Violence in Spierenburg’s study refers to attacks against the physical integrity of the body, while punishment is understood as a judicial category as one dimension in a more broadly conceived field of mechanisms of formal and informal social control. The theoretical framework, as indicated in the subtitle, is indebted to the work of Norbert Elias in seeking to undercover the dynamics of violence and punishment in an ongoing civilizing process. As Spierenburg duly notes, this perspectives allows for a scholarly, non-judgmental and non-moral analysis of the course and consequences of violence and punishment as social, more particularly cultural issues emerging in the turn towards modernity. Related theoretical ideas are inspired by the works of Michel Foucault, Victor Turner, and Emile Durkheim.

The nine chapters in this book are presented in three parts, covering violence, punishment and other forms of social control, and the civilizing of the body, respectively. The chapters on violence begin with a discussion on homicide in Amsterdam, the famous capitol of the Netherlands. Despite the municipal focus, the chapters contains important and thus comparatively relevant reflections on the manner in which violence must be measured not only quantitatively but also in terms of kind and the variable contexts in which it takes place. Additional reflections are offered on the manner in which legal texts have dealt with the problem of homicide in self-defense. Also discussed are the links between violence and the concept of honor, especially applied to males, and how this relationship is relevant in studying homicide in the context of the specific history of the state formation process in the United States.

The chapters on social control theoretically engage with the seminal works of Elias and Foucault, especially by sympathetically evaluating their contributions to the study of history as the past of the present and their related albeit differing views on the pervasiveness of power. Spierenburg then argues that informal mechanisms of social control remained important for a long time, despite the relative increase in formal social controls, and that a decline only began when a new culture of privacy gradually emerged. Turning towards formal social control, Spierenburg next shows how the death penalty emerged, disappeared, and re-emerged over the course of the centuries. In the present context, the culture of punitiveness, however, is primarily reflected in ideas concerning incarceration rather than death.

The final section of this book, dealing with the cultural changes that accompanied changes in violence and punishment, allow Spierenburg to examine the history of the Western culture of manners, the civilizing of behavior at festivals and public gatherings, and the history of ideas about death and dying, especially from a religious viewpoint.

Research and reflection on violence and punishment have long acknowledged the role that historical antecedents play in shaping relevant present-day practices of social control. But it is rare for a scholar interested in the study of crime and social control to take this basic lesson quite as seriously as a professional historian can, while not, as the same time, abandoning the interests of the social scientist. A sociologically informed history is the best of what Spierenburg has to offer and that skill is clearly demonstrated in the pages of this informative and fun-to-read collection.
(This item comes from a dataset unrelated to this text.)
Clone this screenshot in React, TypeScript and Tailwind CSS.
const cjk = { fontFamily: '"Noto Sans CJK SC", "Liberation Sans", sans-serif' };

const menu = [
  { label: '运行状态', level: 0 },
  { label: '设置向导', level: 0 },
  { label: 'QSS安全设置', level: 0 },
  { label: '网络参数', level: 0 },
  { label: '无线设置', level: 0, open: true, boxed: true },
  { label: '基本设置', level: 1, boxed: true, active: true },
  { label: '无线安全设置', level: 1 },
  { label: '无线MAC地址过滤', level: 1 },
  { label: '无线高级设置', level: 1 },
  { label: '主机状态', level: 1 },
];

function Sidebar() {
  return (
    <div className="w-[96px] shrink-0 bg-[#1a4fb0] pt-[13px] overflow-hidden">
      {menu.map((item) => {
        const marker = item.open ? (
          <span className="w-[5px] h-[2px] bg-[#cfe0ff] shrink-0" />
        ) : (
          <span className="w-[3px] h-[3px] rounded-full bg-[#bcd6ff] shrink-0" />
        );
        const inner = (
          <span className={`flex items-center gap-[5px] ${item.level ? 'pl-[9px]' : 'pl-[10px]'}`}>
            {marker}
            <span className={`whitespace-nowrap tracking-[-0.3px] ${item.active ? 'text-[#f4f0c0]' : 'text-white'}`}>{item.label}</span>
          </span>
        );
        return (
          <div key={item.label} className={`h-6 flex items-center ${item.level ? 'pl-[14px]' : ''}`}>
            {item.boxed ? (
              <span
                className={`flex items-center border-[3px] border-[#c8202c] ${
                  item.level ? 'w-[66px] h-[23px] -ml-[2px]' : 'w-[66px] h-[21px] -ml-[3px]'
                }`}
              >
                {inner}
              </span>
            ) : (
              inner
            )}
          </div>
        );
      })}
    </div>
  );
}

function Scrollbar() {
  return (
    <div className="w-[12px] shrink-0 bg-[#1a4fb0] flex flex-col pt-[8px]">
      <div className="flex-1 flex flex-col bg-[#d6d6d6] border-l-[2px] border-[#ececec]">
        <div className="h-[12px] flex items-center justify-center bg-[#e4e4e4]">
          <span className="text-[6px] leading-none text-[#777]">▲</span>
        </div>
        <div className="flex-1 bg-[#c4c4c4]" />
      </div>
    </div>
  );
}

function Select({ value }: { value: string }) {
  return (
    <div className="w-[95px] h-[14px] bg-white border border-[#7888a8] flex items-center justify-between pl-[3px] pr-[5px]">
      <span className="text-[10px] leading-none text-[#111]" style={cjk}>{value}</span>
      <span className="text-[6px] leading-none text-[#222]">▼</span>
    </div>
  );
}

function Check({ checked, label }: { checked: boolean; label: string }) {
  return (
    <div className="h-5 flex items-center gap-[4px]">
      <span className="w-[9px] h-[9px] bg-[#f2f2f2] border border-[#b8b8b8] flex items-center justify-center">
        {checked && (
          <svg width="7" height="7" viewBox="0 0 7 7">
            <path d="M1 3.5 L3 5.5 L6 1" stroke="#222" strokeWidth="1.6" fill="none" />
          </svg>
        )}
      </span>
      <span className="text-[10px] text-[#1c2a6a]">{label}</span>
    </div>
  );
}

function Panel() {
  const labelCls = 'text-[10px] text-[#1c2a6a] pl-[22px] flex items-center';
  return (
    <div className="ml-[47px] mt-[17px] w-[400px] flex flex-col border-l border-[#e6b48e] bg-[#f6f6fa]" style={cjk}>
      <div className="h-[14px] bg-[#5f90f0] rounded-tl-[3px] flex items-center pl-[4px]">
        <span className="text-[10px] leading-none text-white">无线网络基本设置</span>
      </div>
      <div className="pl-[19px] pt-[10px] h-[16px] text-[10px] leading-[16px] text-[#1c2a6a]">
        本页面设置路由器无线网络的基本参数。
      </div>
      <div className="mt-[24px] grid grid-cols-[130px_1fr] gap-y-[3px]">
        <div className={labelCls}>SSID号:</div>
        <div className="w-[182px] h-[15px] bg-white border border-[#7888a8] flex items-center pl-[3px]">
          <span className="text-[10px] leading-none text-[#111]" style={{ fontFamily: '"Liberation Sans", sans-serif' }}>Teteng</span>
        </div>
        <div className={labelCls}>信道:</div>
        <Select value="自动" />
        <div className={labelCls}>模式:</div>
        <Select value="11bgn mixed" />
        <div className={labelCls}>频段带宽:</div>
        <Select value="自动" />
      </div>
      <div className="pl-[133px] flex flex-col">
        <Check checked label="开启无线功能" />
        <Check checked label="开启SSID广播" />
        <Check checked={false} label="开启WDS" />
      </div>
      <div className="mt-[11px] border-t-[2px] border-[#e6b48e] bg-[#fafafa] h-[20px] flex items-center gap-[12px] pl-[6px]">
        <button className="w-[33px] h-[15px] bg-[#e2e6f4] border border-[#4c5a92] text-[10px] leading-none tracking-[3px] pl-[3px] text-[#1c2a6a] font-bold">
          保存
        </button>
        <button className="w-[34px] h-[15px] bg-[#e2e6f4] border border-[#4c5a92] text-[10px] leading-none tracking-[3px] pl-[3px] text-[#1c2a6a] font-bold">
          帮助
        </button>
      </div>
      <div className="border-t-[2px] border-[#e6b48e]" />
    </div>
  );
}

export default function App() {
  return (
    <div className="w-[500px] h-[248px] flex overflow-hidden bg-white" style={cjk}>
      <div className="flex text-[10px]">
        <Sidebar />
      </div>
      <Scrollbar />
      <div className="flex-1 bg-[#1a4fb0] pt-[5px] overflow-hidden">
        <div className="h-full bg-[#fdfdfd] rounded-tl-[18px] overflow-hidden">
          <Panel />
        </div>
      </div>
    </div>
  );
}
Notwithstanding the wealth of literature on punishment and violence, also, Spierenburg makes an important contribution because he is uniquely situated and gifted to offer a historically informed perspective. Additionally, his outlook is enlightening by showing parallel developments across different social areas. Admittedly, for the present reviewer, who remains staunchly interested in the explanation of variation in social life, some of Spierenburg’s attention could have gone towards the formulation of sound questions, if not answers, indicating causal mechanisms among variables. The absence of an explicit discussion on violence and punishment in the final chapters on manners, civilizing celebrations, and attitudes towards death is also disappointing in this respect.

There have been many developments within violence and punishment contexts that have been found worthy of critical reflection. But history and comparative analysis, alas, remain neglected in research on crime and social control. For some strange reason, which itself also has to be examined carefully, the look upon punishment and control has a tendency to readily inward and, moreover, to be oriented at intervention rather than illumination. The work of Pieter Spierenburg offers a sound antidote to such technocratic tendencies —so heavily at work in much of today’s research on crime and criminal justice— and should also engage sociologists and other social scientists in areas outside of this important criminological interest.